レスポンス広告的な視点でWebサイトを作るうえで、もっとも大事な要素。それは間違いなくコピーです。もちろんデザインはどうでもいい、というわけではないのですが、デザインの役割はコピーを分かりやすく伝えることで、兎にも角にもコピーの方向性や精度が命になります。

では、レスポンス広告に相応しいコピーをどう作ればいいのか、ということですが、ここでは参考書籍をご紹介させていただきます。紹介したいのは2冊だけです。この2冊を熟読するだけで、レスポンス広告的なコピーがどうあるべきかを理解し、文章がそこそこ書ける人は、すぐに実践できるようになると思います。

『お客のすごい集め方』(坂尾圭司/ダイヤモンド社)

まず一冊目はこちら。タイトルからはコピーの教本のようには思えないかもしれませんが、レスポンス広告における構成やコピーの成功法則について、かなり具体的に書かれています。30分~1時間くらいで一気に読める本ですが、内容は濃密で実践的です。特に成功するレスポンス広告の4要素である「結果」「信頼」「実証」「安心」の話は非常に重要です。

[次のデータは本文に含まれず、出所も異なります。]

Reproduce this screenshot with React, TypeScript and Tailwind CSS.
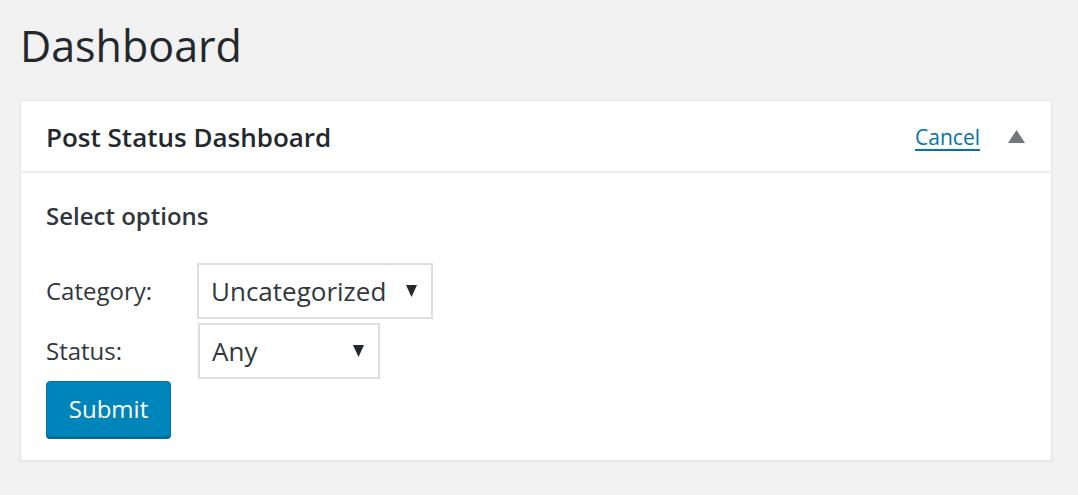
const font = { fontFamily: '"Open Sans", "Noto Sans", sans-serif' }

function Caret() {
  return (
    <svg width="11" height="12" viewBox="0 0 11 12" className="shrink-0">
      <path d="M0 0 H11 L5.5 12 Z" fill="#23282d" />
    </svg>
  )
}

function FakeSelect({ value, width }: { value: string; width: string }) {
  return (
    <div
      className={`${width} h-[56px] border-2 border-[#dddddd] bg-white flex items-center justify-between pl-[12px] pr-[14px]`}
    >
      <span className="text-[26px] text-[#32373c] leading-none">{value}</span>
      <Caret />
    </div>
  )
}

export default function App() {
  return (
    <div className="bg-[#f1f1f1] h-[495px] pl-[20px] pr-[26px] pt-[18px] overflow-hidden" style={font}>
      <h1 className="text-[43px] leading-[56px] text-[#23282d] font-normal">Dashboard</h1>

      <div className="mt-[26px] bg-white border border-[#e5e5e5] shadow-[0_1px_1px_rgba(0,0,0,0.04)]">
        <div className="h-[72px] border-b-2 border-[#eeeeee] flex items-center pl-[25px] pr-[26px] pt-[3px]">
          <h2 className="text-[26px] font-semibold text-[#23282d] flex-1">Post Status Dashboard</h2>
          <a href="#" className="text-[21px] text-[#0073aa] underline underline-offset-[4px] mr-[28px]">
            Cancel
          </a>
          <svg width="17" height="13" viewBox="0 0 17 13" className="-mt-[3px]">
            <path d="M8.5 0 L17 13 H0 Z" fill="#72777c" />
          </svg>
        </div>

        <div className="pl-[25px] pt-[26px] pb-[23px]">
          <p className="text-[24px] font-semibold text-[#32373c] leading-[34px]">Select options</p>

          <div className="mt-[30px] flex flex-col">
            <div className="flex items-center">
              <span className="w-[151px] text-[24px] text-[#32373c]">Category:</span>
              <FakeSelect value="Uncategorized" width="w-[236px]" />
            </div>
            <div className="flex items-center mt-[4px]">
              <span className="w-[152px] text-[24px] text-[#32373c]">Status:</span>
              <FakeSelect value="Any" width="w-[182px]" />
            </div>
            <div className="mt-[2px]">
              <button className="h-[56px] w-[125px] rounded-[4px] bg-[#0085ba] border border-[#0073aa] shadow-[0_2px_0_#006799] text-white text-[24px]">
                Submit
              </button>
            </div>
          </div>
        </div>
      </div>
    </div>
  )
}
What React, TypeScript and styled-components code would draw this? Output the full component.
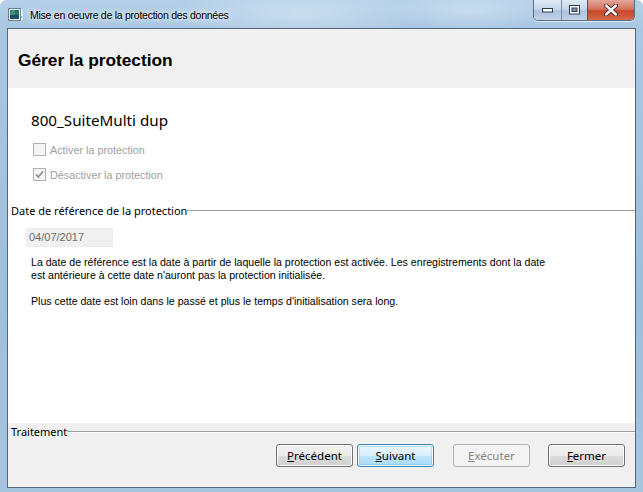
import React from "react";
import styled, { createGlobalStyle } from "styled-components";

const Global = createGlobalStyle`
  html, body { margin: 0; padding: 0; }
  body { width: 643px; height: 492px; overflow: hidden; font-family: "Liberation Sans", Arial, sans-serif; }
`;

const Frame = styled.div`
  width: 643px;
  height: 492px;
  box-sizing: border-box;
  display: flex;
  flex-direction: column;
  padding: 0 7px 4px 7px;
  background:
    radial-gradient(ellipse 180px 40px at 300px 14px, rgba(255,255,255,0.35), rgba(255,255,255,0) 70%),
    radial-gradient(ellipse 120px 30px at 470px 10px, rgba(255,255,255,0.3), rgba(255,255,255,0) 70%),
    linear-gradient(to bottom, #b4d0e9 0px, #a9c7e2 30px, #9ebfdc 300px, #a6c4de 492px);
  border-radius: 6px 6px 0 0;
`;

const TitleBar = styled.div`
  height: 28px;
  display: flex;
  align-items: flex-start;
  justify-content: space-between;
`;

const TitleLeft = styled.div`
  display: flex;
  align-items: center;
  gap: 7px;
  padding: 8px 0 0 1px;
`;

const TitleText = styled.span`
  font-family: "Liberation Sans", Arial, sans-serif;
  font-size: 10.6px;
  letter-spacing: -0.3px;
  color: #000;
  line-height: 14px;
  text-shadow: 0 0 8px rgba(255,255,255,0.9), 0 0 4px rgba(255,255,255,0.9);
`;

const Caption = styled.div`
  display: flex;
  height: 20px;
  margin-right: 1px;
  border: 1px solid #5a7089;
  border-top: none;
  border-radius: 0 0 5px 5px;
  overflow: hidden;
  box-shadow: 0 1px 0 rgba(255,255,255,0.6);
`;

const CapBtn = styled.div<{ $w: number; $close?: boolean }>`
  width: ${(p) => p.$w}px;
  height: 100%;
  display: flex;
  align-items: center;
  justify-content: center;
  box-sizing: border-box;
  border-left: ${(p) => (p.$close ? "1px solid #6b4a48" : "1px solid #7d93ab")};
  &:first-child { border-left: none; }
  background: ${(p) =>
    p.$close
      ? "linear-gradient(to bottom, #e4a69a 0%, #d5725f 45%, #c8452b 55%, #d36a4a 100%)"
      : "linear-gradient(to bottom, #dfe9f4 0%, #c6d7ea 45%, #adc3dd 55%, #bfd2e7 100%)"};
`;

const Client = styled.div`
  flex: 1;
  display: flex;
  flex-direction: column;
  border: 1px solid #55677a;
  background: #fff;
  min-height: 0;
`;

const Header = styled.div`
  height: 59px;
  box-sizing: border-box;
  background: #f0f0f0;
  display: flex;
  align-items: center;
  padding: 3px 0 0 10px;
`;

const HeaderTitle = styled.h1`
  margin: 0;
  font-family: "Liberation Sans", Arial, sans-serif;
  font-weight: bold;
  font-size: 17.3px;
  color: #000;
`;

const Body = styled.div`
  flex: 1;
  display: flex;
  flex-direction: column;
  background: #fff;
`;

const Subject = styled.div`
  margin: 22px 0 0 23px;
  font-family: "Noto Sans", "Liberation Sans", sans-serif;
  font-size: 15.2px;
  line-height: 20px;
  color: #000;
`;

const CheckRow = styled.label<{ $top: number }>`
  display: flex;
  align-items: center;
  gap: 4px;
  margin: ${(p) => p.$top}px 0 0 25px;
  height: 13px;
  font-family: "Liberation Sans", Arial, sans-serif;
  font-size: 10.8px;
  color: #a0a0a0;
`;

const Box = styled.span`
  width: 13px;
  height: 13px;
  box-sizing: border-box;
  border: 1px solid #b1b1b1;
  background: #f4f4f4;
  display: flex;
  align-items: center;
  justify-content: center;
`;

const Group = styled.div<{ $top: number }>`
  display: flex;
  align-items: center;
  margin: ${(p) => p.$top}px 0 0 3px;
  gap: 0;
`;

const GroupLabel = styled.span`
  font-family: "Noto Sans", "Liberation Sans", sans-serif;
  font-size: 11px;
  color: #000;
  line-height: 14px;
`;

const GroupLine = styled.span`
  flex: 1;
  height: 1px;
  background: #a0a0a0;
  border-bottom: 1px solid #fff;
`;

const DateField = styled.div`
  margin: 10px 0 0 18px;
  width: 87px;
  height: 19px;
  box-sizing: border-box;
  background: #f0f0f0;
  border: 1px solid #ececec;
  font-family: "Liberation Sans", Arial, sans-serif;
  font-size: 11px;
  line-height: 17px;
  padding-left: 2px;
  color: #6d6d6d;
`;

const Para = styled.p`
  margin: 9px 0 0 23px;
  font-family: "Liberation Sans", Arial, sans-serif;
  font-size: 10.6px;
  line-height: 13px;
  color: #000;
  white-space: pre-line;
`;

const Footer = styled.div`
  height: 64px;
  background: #f0f0f0;
  display: flex;
  flex-direction: column;
`;

const Buttons = styled.div`
  display: flex;
  justify-content: flex-end;
  margin: 5px 10px 0 0;
`;

const Btn = styled.button<{ $kind?: "default" | "disabled"; $ml: number }>`
  width: 77px;
  height: 23px;
  margin-left: ${(p) => p.$ml}px;
  padding: 0;
  border-radius: 3px;
  font-family: "Noto Sans", "Liberation Sans", sans-serif;
  font-size: 11.5px;
  color: ${(p) => (p.$kind === "disabled" ? "#838383" : "#000")};
  border: 1px solid
    ${(p) => (p.$kind === "default" ? "#3c7fb1" : p.$kind === "disabled" ? "#adb2b5" : "#707070")};
  background: ${(p) =>
    p.$kind === "disabled"
      ? "#f4f4f4"
      : p.$kind === "default"
      ? "linear-gradient(to bottom, #eaf6fd 0%, #d9f0fc 50%, #bee6fd 51%, #a7d9f5 100%)"
      : "linear-gradient(to bottom, #f2f2f2 0%, #ebebeb 50%, #dddddd 51%, #cfcfcf 100%)"};
  box-shadow: ${(p) =>
    p.$kind === "disabled"
      ? "none"
      : p.$kind === "default"
      ? "inset 0 0 0 1px #f0f9ff, inset 0 0 0 2px rgba(90,190,240,0.35)"
      : "inset 0 0 0 1px rgba(255,255,255,0.8)"};
  & u { text-underline-offset: 1px; }
`;

const WinIcon = () => (
  <svg width="15" height="14" viewBox="0 0 15 14">
    <rect x="0.5" y="0.5" width="12" height="12" fill="#e8eef4" stroke="#6f7f8f" />
    <rect x="2" y="2" width="9" height="9" fill="#2f6f6a" />
    <rect x="2" y="2" width="5" height="9" fill="#3f8f7a" />
    <rect x="2" y="7" width="9" height="4" fill="#1e4f66" />
    <rect x="13" y="1" width="1.4" height="7" fill="#fff" />
    <rect x="13" y="10" width="1.4" height="1.6" fill="#fff" />
  </svg>
);

const Check = () => (
  <svg width="9" height="9" viewBox="0 0 9 9">
    <path d="M1 4.5 L3.3 7 L8 1.5" fill="none" stroke="#8d8d8d" strokeWidth="1.8" />
  </svg>
);

export default function App() {
  return (
    <>
      <Global />
      <Frame>
        <TitleBar>
          <TitleLeft>
            <WinIcon />
            <TitleText>Mise en oeuvre de la protection des données</TitleText>
          </TitleLeft>
          <Caption>
            <CapBtn $w={27}>
              <svg width="11" height="5" viewBox="0 0 11 5">
                <rect x="0.5" y="0.5" width="10" height="3.5" fill="#fff" stroke="#2b3c52" />
              </svg>
            </CapBtn>
            <CapBtn $w={26}>
              <svg width="11" height="10" viewBox="0 0 11 10">
                <rect x="0.5" y="0.5" width="10" height="8.5" fill="#fff" stroke="#2b3c52" />
                <rect x="3" y="3" width="5" height="3.5" fill="#7f93ab" stroke="#2b3c52" strokeWidth="1" />
              </svg>
            </CapBtn>
            <CapBtn $w={47} $close>
              <svg width="14" height="12" viewBox="0 0 14 12">
                <path d="M2 1.5 L12 10.5 M12 1.5 L2 10.5" stroke="#3b2020" strokeWidth="4.2" strokeLinecap="round" />
                <path d="M2 1.5 L12 10.5 M12 1.5 L2 10.5" stroke="#fff" strokeWidth="2.4" strokeLinecap="round" />
              </svg>
            </CapBtn>
          </Caption>
        </TitleBar>
        <Client>
          <Header>
            <HeaderTitle>Gérer la protection</HeaderTitle>
          </Header>
          <Body>
            <Subject>800_SuiteMulti dup</Subject>
            <CheckRow $top={13}>
              <Box />
              Activer la protection
            </CheckRow>
            <CheckRow $top={12}>
              <Box>
                <Check />
              </Box>
              Désactiver la protection
            </CheckRow>
            <Group $top={23}>
              <GroupLabel>Date de référence de la protection</GroupLabel>
              <GroupLine />
            </Group>
            <DateField>04/07/2017</DateField>
            <Para>
              {"La date de référence est la date à partir de laquelle la protection est activée. Les enregistrements dont la date\nest antérieure à cette date n'auront pas la protection initialisée.\n\nPlus cette date est loin dans le passé et plus le temps d'initialisation sera long."}
            </Para>
          </Body>
          <Footer>
            <Group $top={2}>
              <GroupLabel>Traitement</GroupLabel>
              <GroupLine />
            </Group>
            <Buttons>
              <Btn $ml={0}>
                <u>P</u>récédent
              </Btn>
              <Btn $ml={4} $kind="default">
                <u>S</u>uivant
              </Btn>
              <Btn $ml={19} $kind="disabled">
                <u>E</u>xécuter
              </Btn>
              <Btn $ml={18}>
                <u>F</u>ermer
              </Btn>
            </Buttons>
          </Footer>
        </Client>
      </Frame>
    </>
  );
}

この要素が満たせるかどうかが、広告が成果を上げるかどうかに如実に関わってきますので、是非マスターしておきたいところです。

『ザ・コピーライティング』(ジョン・ケープルズ/ダイヤモンド社)

こちらはコピーのテクニックをより詳細に網羅した、コピーの名著と言える本です。ダイレクトレスポンスマーケティングの分野で培われた、売りにつながるコピーのテクニックやノウハウを徹底的に学ぶことができます。「第4章 効く見出しはこう書く」「第5章 35の見出しの型~効果は検証済」「第11章 コピーの売込み効果を高める20の方法」「第13章 こうすればもっと問合せが増える32の方法」と、各章のタイトルを見て分かるように、読めばすぐにコピーに対する見方が変わること、レスポンス広告への応用の仕方がイメージできることが多く書かれています

さて、コピーはコピーライターが書くものだから自分には関係ない、と思われる方もいるかもしれませんが、Webにおいては、コピーライターまでアサインされないプロジェクトは多いと思います。また、多くのコピーライターは主に紙媒体で経験を積んでこられた方が多く、SEOやスクリーン上での視線の流れなどのWeb特有の特長を理解し、さらにレスポンス広告のような手法も意識してコピーを書ける人は、非常に少ないのが実情です。

だからこそ、Webサイトを作る側が、どういったコピーが正しく機能するのか、どういうコピーを書くようにコピーライターに伝えるべきか、といったディレクションをする必要が出てきます。そのために、コピーを生業としないWebクリエイターも、上記で紹介した書籍にあるようなコピーの知識は身に付けておくべきでしょう。是非、一読してみてください。